At least 109 Palestinians have been killed since the conclusion of a week-long ceasefire, the Gaza Ministry of Health reported on Friday. Hundreds more have been wounded as Israel resumed its high-intensity bombardment of the enclave.
The Israel Defense Forces (IDF) confirmed it had struck more than 200 targets since the ceasefire expired at 7am local time on Friday, noting that the assault has resumed across ground, air, and sea on both north and south Gaza, including the cities of Khan Younis and Rafah.
After releasing 110 hostages during the ceasefire, Hamas still holds 137 captives, Israeli government spokesperson Eylon Levy told reporters on Friday, promising to deliver “the mother of all thumpings” to the Palestinian militants for “failing to release all the kidnapped women.” The vast majority – 126 – are Israelis.
Israel released about 240 Palestinian women and children held in Israeli jails during the ceasefire. According to NBC, 80% of the prisoners identified as eligible for release had never been convicted of a crime, and many of those had not even been charged, held instead under a controversial practice known as administrative detention.
The IDF, which resumed bombing just minutes after the pause expired, claimed Hamas had fired off rockets in violation of the truce. The militant group countered that West Jerusalem had “persistently” rejected further offers of hostage releases that could have prolonged the ceasefire.
Efforts by the US, France, and other Israeli allies to extend the pause in fighting were unsuccessful.
After weeks of failed negotiations aimed at reaching a temporary cessation of hostilities to facilitate a prisoner exchange and the distribution of humanitarian aid in Gaza, the two sides agreed to a four-day Qatari-brokered ceasefire starting November 24. Israel initially pledged to release 150 Palestinian prisoners in exchange for 50 of the approximately 240 hostages taken by Hamas, vowing to extend the ceasefire by one day for every ten prisoners released.

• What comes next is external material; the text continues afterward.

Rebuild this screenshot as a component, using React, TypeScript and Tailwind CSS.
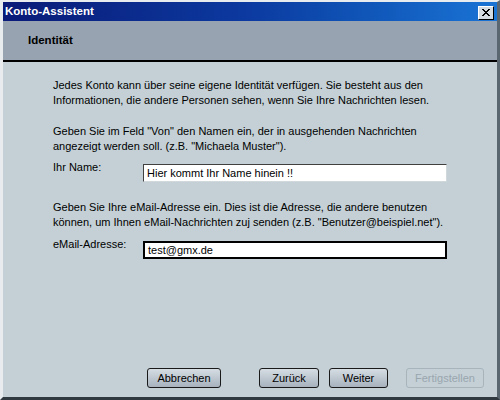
import React from 'react';

const font = { fontFamily: '"Liberation Sans", Arial, sans-serif' };

const Btn: React.FC<{ label: string; w: string; disabled?: boolean }> = ({ label, w, disabled }) => (
  <button
    className={`${w} h-[20px] rounded-[3px] text-[11px] leading-none ${
      disabled
        ? 'border border-[#a8b4bc] bg-[#c4d0d6] text-[#9aa6ae]'
        : 'border border-[#1a1a1a] bg-gradient-to-b from-[#d6dde3] to-[#a7b2be] text-black'
    }`}
  >
    {label}
  </button>
);

export default function App() {
  return (
    <div className="w-[500px] h-[400px] bg-[#c4d0d6] flex flex-col border-l-[3px] border-t-[2px] border-l-[#e8ecee] border-t-[#e8ecee] border-r-[3px] border-r-[#5a6670] border-b-[3px] border-b-[#303840]" style={font}>
      <div className="h-[19px] flex items-center justify-between pl-[2px] pr-[3px] bg-gradient-to-r from-[#0a1a78] via-[#0c3aa0] to-[#1a74d4]">
        <span className="text-white font-bold text-[11.5px]">Konto-Assistent</span>
        <span className="w-[16px] h-[14px] mt-[2px] bg-[#d4dce2] border border-t-white border-l-white border-r-black border-b-black flex items-center justify-center">
          <svg width="8" height="7" viewBox="0 0 8 7">
            <path d="M0 0L7 7M1 0L8 7M7 0L0 7M8 0L1 7" stroke="black" strokeWidth="1" />
          </svg>
        </span>
      </div>
      <div className="h-[41px] bg-[#97a3b1] flex items-center pl-[25px] border-b-2 border-b-black">
        <span className="font-bold text-[11.5px] text-black">Identität</span>
      </div>
      <div className="flex-1 flex flex-col pl-[50px] pr-[10px] pt-[16px] text-[11px] leading-[15px] text-black">
        <p>
          Jedes Konto kann über seine eigene Identität verfügen. Sie besteht aus den<br />
          Informationen, die andere Personen sehen, wenn Sie Ihre Nachrichten lesen.
        </p>
        <p className="mt-[16px]">
          Geben Sie im Feld "Von" den Namen ein, der in ausgehenden Nachrichten<br />
          angezeigt werden soll. (z.B. "Michaela Muster").
        </p>
        <div className="flex items-start mt-[10px]">
          <span className="w-[90px] -mt-[4px]">Ihr Name:</span>
          <div className="w-[304px] h-[18px] bg-white border border-t-[#404040] border-l-[#404040] border-r-[#d0d8dc] border-b-[#d0d8dc] pl-[3px] flex items-center">
            Hier kommt Ihr Name hinein !!
          </div>
        </div>
        <p className="mt-[18px]">
          Geben Sie Ihre eMail-Adresse ein. Dies ist die Adresse, die andere benutzen<br />
          können, um Ihnen eMail-Nachrichten zuj senden (z.B. "Benutzer@beispiel.net").
        </p>
        <div className="flex items-start mt-[11px]">
          <span className="w-[90px] -mt-[4px]">eMail-Adresse:</span>
          <div className="w-[304px] h-[18px] bg-white border-2 border-black pl-[3px] flex items-center">
            test@gmx.de
          </div>
        </div>
        <div className="mt-auto mb-[9px] flex pl-[94px]">
          <Btn label="Abbrechen" w="w-[74px]" />
          <div className="ml-[38px] flex gap-[10px]">
            <Btn label="Zurück" w="w-[60px]" />
            <Btn label="Weiter" w="w-[59px]" />
          </div>
          <div className="ml-[18px]">
            <Btn label="Fertigstellen" w="w-[78px]" disabled />
          </div>
        </div>
      </div>
    </div>
  );
}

Over 15,000 Palestinians have been killed and more than 30,000 wounded since Israel declared war on Hamas in response to the militants’ October 7 attack, Palestinian ambassador to the UN Riyad Mansour told the UN General Assembly on Tuesday, noting that the Gaza Health Ministry had stopped reporting exact casualty counts as Israeli bombing had decimated its hospital system while rendering the retrieval of bodies from the rubble prohibitively dangerous. Nearly 80% of the enclave’s 2.1 million people have been forced out of their homes, he said, accusing Israel of waging “a full-fledged war against Palestine and its people.”
Israel, which lost 1,200 citizens in the October 7 attack, reiterated on Friday that its goals are “releasing our hostages, eliminating Hamas, and ensuring that Gaza can never again threaten the people of Israel.”